There are many brokers that write home loans and can easily find you the right bank or financier to deal with your personal home. However, as the business and the personal financing positions grow and become more complex, many of those brokers are incapable of assisting you when it comes to the best deal for your client and their business. If your client is in some form of financial distress the need for a restructuring practitioner might also be required.
There are some key questions that business owners and advisers should ask when reviewing the current financing needs. They include:
Does my adviser have the capability to assist or do I need to find an adviser/finance broker?
What is the purpose of the financing?
What charges and interest am I currently paying on my facilities?
Do I need a finance adviser and if so, what is the reputation of that adviser?
What kind of assets do I have to offer up for security?
Do I want to offer up assets for security or do I want it to be an unsecured loan?
What is the financial position of the business?
What is the term of the loan?
Can my cashflow meet the funding needs?
Is the purpose of funding aligned to the business overall strategic goals?
If the business is in financial distress, should I consider alternative options such as safe harbour or a formal restructure under the insolvency options whilst seeking further funding?
What is the reputation of the lender?
What is the financial arrangement between the chosen lender and the broker?
Make sure your client seeks appropriately qualified advisers with a strong reputation. As Aaron Johnson of Partner Point says:
“We are approached by trusted advisers, like accountants, keen to help their clients navigate through some of the opportunities and roadblocks, especially those presented by the last 18 months. Often, we partner with restructuring practitioners like Cathro & Partners. Some of the trusted advisers’ clients are looking to simply take advantage of the consistently low cash rate and refinance. Some are looking for more complex solutions to their needs that their current brokers and advisers cannot service. This might be because their current lenders and advisers don’t consider the entire lending market – banks, non-banks and private – and cannot access the absolute best solution for their clients. Others may not operate independently from lenders and cannot provide an objective lens. And others just simply do not always keep the client’s circumstances at the heart of each transaction.“
As a restructuring practitioner, I often work alongside the adviser or finance broker in special situations to assist the client undertake a restructure. These engagements either happen through the safe harbour provisions or through an informal restructure. Businesses that are experiencing financial difficulty are sometimes oblivious to the ability to seek funding that may resolve their financial problems.

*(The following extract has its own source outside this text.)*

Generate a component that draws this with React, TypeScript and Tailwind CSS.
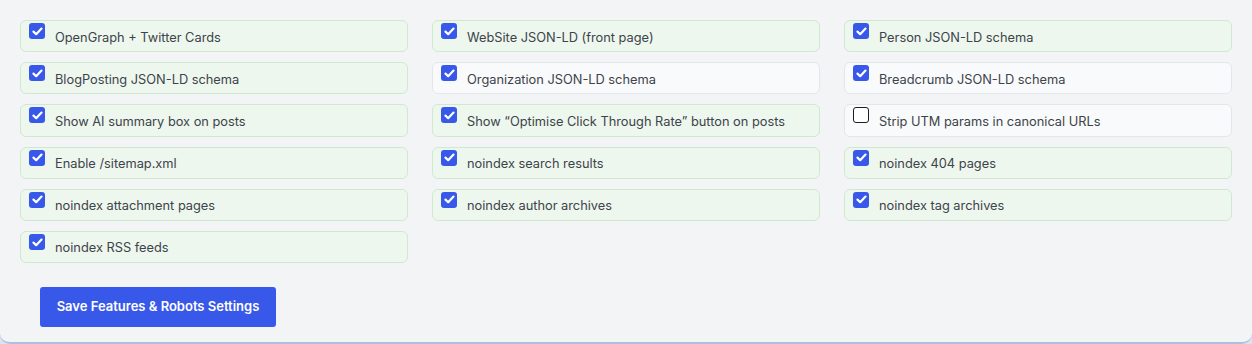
const items: { label: string; checked: boolean; on: boolean }[] = [
  { label: "OpenGraph + Twitter Cards", checked: true, on: true },
  { label: "WebSite JSON-LD (front page)", checked: true, on: true },
  { label: "Person JSON-LD schema", checked: true, on: true },
  { label: "BlogPosting JSON-LD schema", checked: true, on: true },
  { label: "Organization JSON-LD schema", checked: true, on: false },
  { label: "Breadcrumb JSON-LD schema", checked: true, on: false },
  { label: "Show AI summary box on posts", checked: true, on: true },
  { label: "Show \u201cOptimise Click Through Rate\u201d button on posts", checked: true, on: true },
  { label: "Strip UTM params in canonical URLs", checked: false, on: false },
  { label: "Enable /sitemap.xml", checked: true, on: true },
  { label: "noindex search results", checked: true, on: true },
  { label: "noindex 404 pages", checked: true, on: true },
  { label: "noindex attachment pages", checked: true, on: true },
  { label: "noindex author archives", checked: true, on: true },
  { label: "noindex tag archives", checked: true, on: true },
  { label: "noindex RSS feeds", checked: true, on: true },
];

function Box({ checked }: { checked: boolean }) {
  if (!checked) {
    return (
      <span className="w-4 h-4 shrink-0 rounded-[3px] border border-[#1e1e1e] bg-white -mt-[10px]" />
    );
  }
  return (
    <span className="w-4 h-4 shrink-0 rounded-[3px] bg-[#3858e9] flex items-center justify-center -mt-[10px]">
      <svg width="11" height="9" viewBox="0 0 11 9" fill="none">
        <path d="M1.5 4.6 L4.2 7.2 L9.5 1.6" stroke="white" strokeWidth="2.2" strokeLinecap="round" strokeLinejoin="round" />
      </svg>
    </span>
  );
}

export default function App() {
  return (
    <div className="min-h-screen bg-[#dde3ee]" style={{ fontFamily: "Inter, 'Noto Sans', sans-serif" }}>
      <div className="bg-[#f3f4f6] rounded-b-[10px] border-b-2 border-[#aebfe0] h-[344px] px-5 pt-5">
        <div className="grid grid-cols-3 gap-x-6 gap-y-[10px]">
          {items.map((it) => (
            <label
              key={it.label}
              className={
                "h-[32.2px] flex items-center gap-[10px] pl-2 rounded-md border text-[12.8px] text-[#3c434a] " +
                (it.on ? "bg-[#eef7ee] border-[#cfe8cf]" : "bg-[#f9fafb] border-[#e4e6ea]")
              }
            >
              <Box checked={it.checked} />
              <span className="mt-[2px]">{it.label}</span>
            </label>
          ))}
        </div>
        <button className="mt-6 ml-5 h-10 w-[236px] rounded-[3px] bg-[#3858e9] text-white text-[13px] font-semibold">
          Save Features &amp; Robots Settings
        </button>
      </div>
    </div>
  );
}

Often a business is faced with a short-term funding need and have chosen the wrong funding product off the back of poor advice. The business fails to review the cash flow impact to the business and before too long the business is both in breach of the terms of the facilities and potentially facing insolvency.
The key takeaway – review your client’s finance facilities on an annual basis. Ensure that appropriately qualified advisers and brokers are chosen to assist. Restructuring Practitioners may be required in certain circumstances.